The last day of school was over on Friday. I was fucking relieved and all, but I felt this weird feeling. I've had that feeling before, but it was a different circumstance (I almost made the worst mistake in my life that could've fucked me over, and possibly destroyed a good friendship). This time the feeling felt different. I kept thinking about him. He was on my mind the whole day. What made the feeling stronger was not only the fact that he was graduating, but something else. That scholarship he won gave him almost a full-ride fund to a college form a selection of colleges.

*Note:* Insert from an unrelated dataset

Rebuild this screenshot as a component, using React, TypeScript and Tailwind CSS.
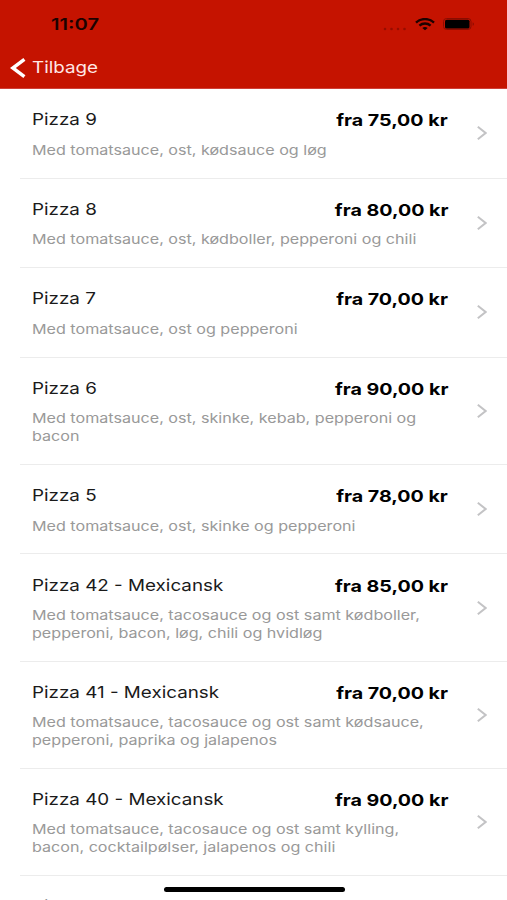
type Pizza = {
  name: string;
  price?: string;
  lines: string[];
};

const pizzas: Pizza[] = [
  { name: "Pizza 9", price: "75,00", lines: ["Med tomatsauce, ost, kødsauce og løg"] },
  { name: "Pizza 8", price: "80,00", lines: ["Med tomatsauce, ost, kødboller, pepperoni og chili"] },
  { name: "Pizza 7", price: "70,00", lines: ["Med tomatsauce, ost og pepperoni"] },
  { name: "Pizza 6", price: "90,00", lines: ["Med tomatsauce, ost, skinke, kebab, pepperoni og", "bacon"] },
  { name: "Pizza 5", price: "78,00", lines: ["Med tomatsauce, ost, skinke og pepperoni"] },
  {
    name: "Pizza 42 - Mexicansk",
    price: "85,00",
    lines: ["Med tomatsauce, tacosauce og ost samt kødboller,", "pepperoni, bacon, løg, chili og hvidløg"],
  },
  {
    name: "Pizza 41 - Mexicansk",
    price: "70,00",
    lines: ["Med tomatsauce, tacosauce og ost samt kødsauce,", "pepperoni, paprika og jalapenos"],
  },
  {
    name: "Pizza 40 - Mexicansk",
    price: "90,00",
    lines: ["Med tomatsauce, tacosauce og ost samt kylling,", "bacon, cocktailpølser, jalapenos og chili"],
  },
  { name: "Pizza", lines: [] },
];

function StatusBar() {
  return (
    <div className="flex h-[48px] items-center justify-between pr-[32px] pl-[51px] text-[#1c0200]">
      <span className="origin-left scale-x-[1.26] text-[16px] font-semibold">11:07</span>
      <div className="flex items-center">
        <svg width="24" height="4" viewBox="0 0 24 4" className="mt-[9px] mr-[8px] fill-[#960d00]">
          <circle cx="2" cy="2" r="1.3" />
          <circle cx="8.5" cy="2" r="1.3" />
          <circle cx="15" cy="2" r="1.3" />
          <circle cx="21.5" cy="2" r="1.3" />
        </svg>
        <svg width="20" height="13" viewBox="0 0 20 13" fill="none" stroke="currentColor" strokeWidth="2.4">
          <path d="M1 4.6C6-.1 14-.1 19 4.6" />
          <path d="M4.4 7.6c3.2-2.8 8-2.8 11.2 0" />
          <path d="M7.3 9.9c1.6-1.3 3.8-1.3 5.4 0L10 12.3z" fill="currentColor" stroke="none" />
        </svg>
        <svg width="32" height="12" viewBox="0 0 32 12" className="ml-[8px]">
          <rect x="0.5" y="0.5" width="27.5" height="11" rx="3" fill="none" stroke="#8a0c00" />
          <rect x="2" y="1.7" width="24.5" height="8.8" rx="1.6" fill="#000" />
          <path d="M29.7 4.2c1.5.4 1.5 3.2 0 3.6z" fill="#870b00" />
        </svg>
      </div>
    </div>
  );
}

function Header() {
  return (
    <header className="h-[89px] shrink-0 border-b border-[#cf4038] bg-[#c51300]">
      <StatusBar />
      <button className="flex h-[39px] items-center pl-[10px] text-white">
        <svg width="16" height="20" viewBox="0 0 16 20" fill="none" stroke="currentColor" strokeWidth="3.5">
          <path d="M14.4 1.4 2.8 10l11.6 8.6" />
        </svg>
        <span className="ml-[6px] origin-left scale-x-[1.14] text-[16.5px] text-[#ffe7e5]">Tilbage</span>
      </button>
    </header>
  );
}

function PizzaRow({ pizza }: { pizza: Pizza }) {
  return (
    <li className="ml-[20px] flex items-center border-b border-[#ececec] pr-[20px] pl-[12px]">
      <div className="flex-1 pt-[20.6px] pb-[18.4px]">
        <div className="flex h-[20px] items-center justify-between whitespace-nowrap">
          <span className="origin-left scale-x-[1.14] text-[16.5px] text-[#1a1a1a]">{pizza.name}</span>
          {pizza.price && (
            <span className="relative top-px origin-right scale-x-[1.19] text-[16.5px] font-bold text-black">
              fra {pizza.price} kr
            </span>
          )}
        </div>
        <div className="mt-[12px] text-[13.5px] leading-[17.6px] text-[#999]">
          {pizza.lines.map((line) => (
            <p key={line} className="w-max origin-left scale-x-[1.194]">
              {line}
            </p>
          ))}
        </div>
      </div>
      <svg
        width="10"
        height="14"
        viewBox="0 0 10 14"
        fill="none"
        stroke="#c3c3c5"
        strokeWidth="2"
        className="ml-[29px] shrink-0"
      >
        <path d="M.8.8 8.6 7 .8 13.2" />
      </svg>
    </li>
  );
}

export default function App() {
  return (
    <div className="relative flex h-[900px] w-[507px] flex-col overflow-hidden bg-white font-['Inter',sans-serif]">
      <Header />
      <ul>
        {pizzas.map((pizza) => (
          <PizzaRow key={pizza.name} pizza={pizza} />
        ))}
      </ul>
      <div className="absolute bottom-[8px] left-[164px] h-[5px] w-[181px] rounded-full bg-black" />
    </div>
  );
}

He's moving to Michigan. He's leaving, and I won't see him again. I've been thinking about that all day yesterday, and it's been pounding my mind. I don't think I'm fucking myself over, but I can't stop thinking about that, or him. I already decided I wanted to go to the graduation ('cause I made a lot of senior friends), and see him, plus some other good friends, graduate. I still want to go, and now I feel like I have to.
I'm straight, and I've had my eyes on a few chicks before, but I've never felt like this before. We've only really known each other for less than two months, and already I'm feeling really down that he's leaving. I'm sad the others are also leaving, but I think I'm going to miss hims the most out of all, him and another good friend I met in the 9th grade.
He's a really awesome guy, and cool too. Man, I swear, I've never met anyone like him before. I guess I can say he the only real/good friend I made in less than a year, I guess. I don't know if he considers me like that, but he's a really good friend. But now I think I have some feeling for him, and now I don't know what to do.
Like I've said, I've never felt like that before...and he's leaving soon. What should I do?